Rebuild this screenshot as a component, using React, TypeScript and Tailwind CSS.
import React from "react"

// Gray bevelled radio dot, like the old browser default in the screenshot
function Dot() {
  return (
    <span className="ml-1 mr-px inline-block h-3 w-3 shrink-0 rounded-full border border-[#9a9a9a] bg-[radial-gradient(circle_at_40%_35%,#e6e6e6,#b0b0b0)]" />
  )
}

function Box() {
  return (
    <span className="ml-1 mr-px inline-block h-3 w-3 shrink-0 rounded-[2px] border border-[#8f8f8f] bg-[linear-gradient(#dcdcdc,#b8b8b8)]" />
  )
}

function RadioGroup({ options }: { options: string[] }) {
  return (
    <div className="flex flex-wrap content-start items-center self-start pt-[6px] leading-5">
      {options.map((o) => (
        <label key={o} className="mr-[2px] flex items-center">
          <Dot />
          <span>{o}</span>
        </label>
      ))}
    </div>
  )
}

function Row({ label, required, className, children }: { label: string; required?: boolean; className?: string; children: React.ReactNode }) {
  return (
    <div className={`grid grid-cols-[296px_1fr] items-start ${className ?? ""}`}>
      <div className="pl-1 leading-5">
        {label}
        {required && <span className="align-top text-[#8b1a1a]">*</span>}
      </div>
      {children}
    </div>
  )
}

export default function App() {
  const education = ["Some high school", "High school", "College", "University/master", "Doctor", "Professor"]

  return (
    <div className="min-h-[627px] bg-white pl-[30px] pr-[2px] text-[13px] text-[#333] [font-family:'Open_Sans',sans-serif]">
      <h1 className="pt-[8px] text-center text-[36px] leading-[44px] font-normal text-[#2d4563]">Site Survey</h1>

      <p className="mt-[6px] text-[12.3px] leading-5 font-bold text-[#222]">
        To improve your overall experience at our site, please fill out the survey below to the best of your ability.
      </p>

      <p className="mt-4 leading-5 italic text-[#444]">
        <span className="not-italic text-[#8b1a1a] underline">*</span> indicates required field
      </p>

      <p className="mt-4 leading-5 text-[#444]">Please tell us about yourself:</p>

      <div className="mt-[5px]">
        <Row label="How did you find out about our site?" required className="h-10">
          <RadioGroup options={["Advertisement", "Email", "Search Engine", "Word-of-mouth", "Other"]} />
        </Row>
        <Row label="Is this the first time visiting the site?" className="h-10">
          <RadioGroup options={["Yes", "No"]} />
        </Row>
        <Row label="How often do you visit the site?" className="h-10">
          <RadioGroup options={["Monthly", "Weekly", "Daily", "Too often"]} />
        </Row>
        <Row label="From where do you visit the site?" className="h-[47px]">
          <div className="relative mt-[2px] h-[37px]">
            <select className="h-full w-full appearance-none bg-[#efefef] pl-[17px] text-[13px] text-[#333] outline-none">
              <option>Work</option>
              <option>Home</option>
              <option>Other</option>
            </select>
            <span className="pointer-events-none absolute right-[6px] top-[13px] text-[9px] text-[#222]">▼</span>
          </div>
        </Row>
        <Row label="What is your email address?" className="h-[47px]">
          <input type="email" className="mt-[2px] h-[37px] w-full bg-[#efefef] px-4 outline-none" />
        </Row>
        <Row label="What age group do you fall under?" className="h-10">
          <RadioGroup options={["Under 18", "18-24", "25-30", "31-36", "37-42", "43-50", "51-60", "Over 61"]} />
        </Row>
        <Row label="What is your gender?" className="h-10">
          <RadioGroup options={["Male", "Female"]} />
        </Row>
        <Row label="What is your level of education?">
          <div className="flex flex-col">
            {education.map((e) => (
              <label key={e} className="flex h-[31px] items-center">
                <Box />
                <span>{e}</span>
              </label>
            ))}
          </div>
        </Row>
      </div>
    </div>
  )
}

Requirements> Extract, word for word, each line of the listing above.

The result>
Rebuild this screenshot as a component, using React, TypeScript and Tailwind CSS.
import React from "react"

// Gray bevelled radio dot, like the old browser default in the screenshot
function Dot() {
  return (
    <span className="ml-1 mr-px inline-block h-3 w-3 shrink-0 rounded-full border border-[#9a9a9a] bg-[radial-gradient(circle_at_40%_35%,#e6e6e6,#b0b0b0)]" />
  )
}

function Box() {
  return (
    <span className="ml-1 mr-px inline-block h-3 w-3 shrink-0 rounded-[2px] border border-[#8f8f8f] bg-[linear-gradient(#dcdcdc,#b8b8b8)]" />
  )
}

function RadioGroup({ options }: { options: string[] }) {
  return (
    <div className="flex flex-wrap content-start items-center self-start pt-[6px] leading-5">
      {options.map((o) => (
        <label key={o} className="mr-[2px] flex items-center">
          <Dot />
          <span>{o}</span>
        </label>
      ))}
    </div>
  )
}

function Row({ label, required, className, children }: { label: string; required?: boolean; className?: string; children: React.ReactNode }) {
  return (
    <div className={`grid grid-cols-[296px_1fr] items-start ${className ?? ""}`}>
      <div className="pl-1 leading-5">
        {label}
        {required && <span className="align-top text-[#8b1a1a]">*</span>}
      </div>
      {children}
    </div>
  )
}

export default function App() {
  const education = ["Some high school", "High school", "College", "University/master", "Doctor", "Professor"]

  return (
    <div className="min-h-[627px] bg-white pl-[30px] pr-[2px] text-[13px] text-[#333] [font-family:'Open_Sans',sans-serif]">
      <h1 className="pt-[8px] text-center text-[36px] leading-[44px] font-normal text-[#2d4563]">Site Survey</h1>

      <p className="mt-[6px] text-[12.3px] leading-5 font-bold text-[#222]">
        To improve your overall experience at our site, please fill out the survey below to the best of your ability.
      </p>

      <p className="mt-4 leading-5 italic text-[#444]">
        <span className="not-italic text-[#8b1a1a] underline">*</span> indicates required field
      </p>

      <p className="mt-4 leading-5 text-[#444]">Please tell us about yourself:</p>

      <div className="mt-[5px]">
        <Row label="How did you find out about our site?" required className="h-10">
          <RadioGroup options={["Advertisement", "Email", "Search Engine", "Word-of-mouth", "Other"]} />
        </Row>
        <Row label="Is this the first time visiting the site?" className="h-10">
          <RadioGroup options={["Yes", "No"]} />
        </Row>
        <Row label="How often do you visit the site?" className="h-10">
          <RadioGroup options={["Monthly", "Weekly", "Daily", "Too often"]} />
        </Row>
        <Row label="From where do you visit the site?" className="h-[47px]">
          <div className="relative mt-[2px] h-[37px]">
            <select className="h-full w-full appearance-none bg-[#efefef] pl-[17px] text-[13px] text-[#333] outline-none">
              <option>Work</option>
              <option>Home</option>
              <option>Other</option>
            </select>
            <span className="pointer-events-none absolute right-[6px] top-[13px] text-[9px] text-[#222]">▼</span>
          </div>
        </Row>
        <Row label="What is your email address?" className="h-[47px]">
          <input type="email" className="mt-[2px] h-[37px] w-full bg-[#efefef] px-4 outline-none" />
        </Row>
        <Row label="What age group do you fall under?" className="h-10">
          <RadioGroup options={["Under 18", "18-24", "25-30", "31-36", "37-42", "43-50", "51-60", "Over 61"]} />
        </Row>
        <Row label="What is your gender?" className="h-10">
          <RadioGroup options={["Male", "Female"]} />
        </Row>
        <Row label="What is your level of education?">
          <div className="flex flex-col">
            {education.map((e) => (
              <label key={e} className="flex h-[31px] items-center">
                <Box />
                <span>{e}</span>
              </label>
            ))}
          </div>
        </Row>
      </div>
    </div>
  )
}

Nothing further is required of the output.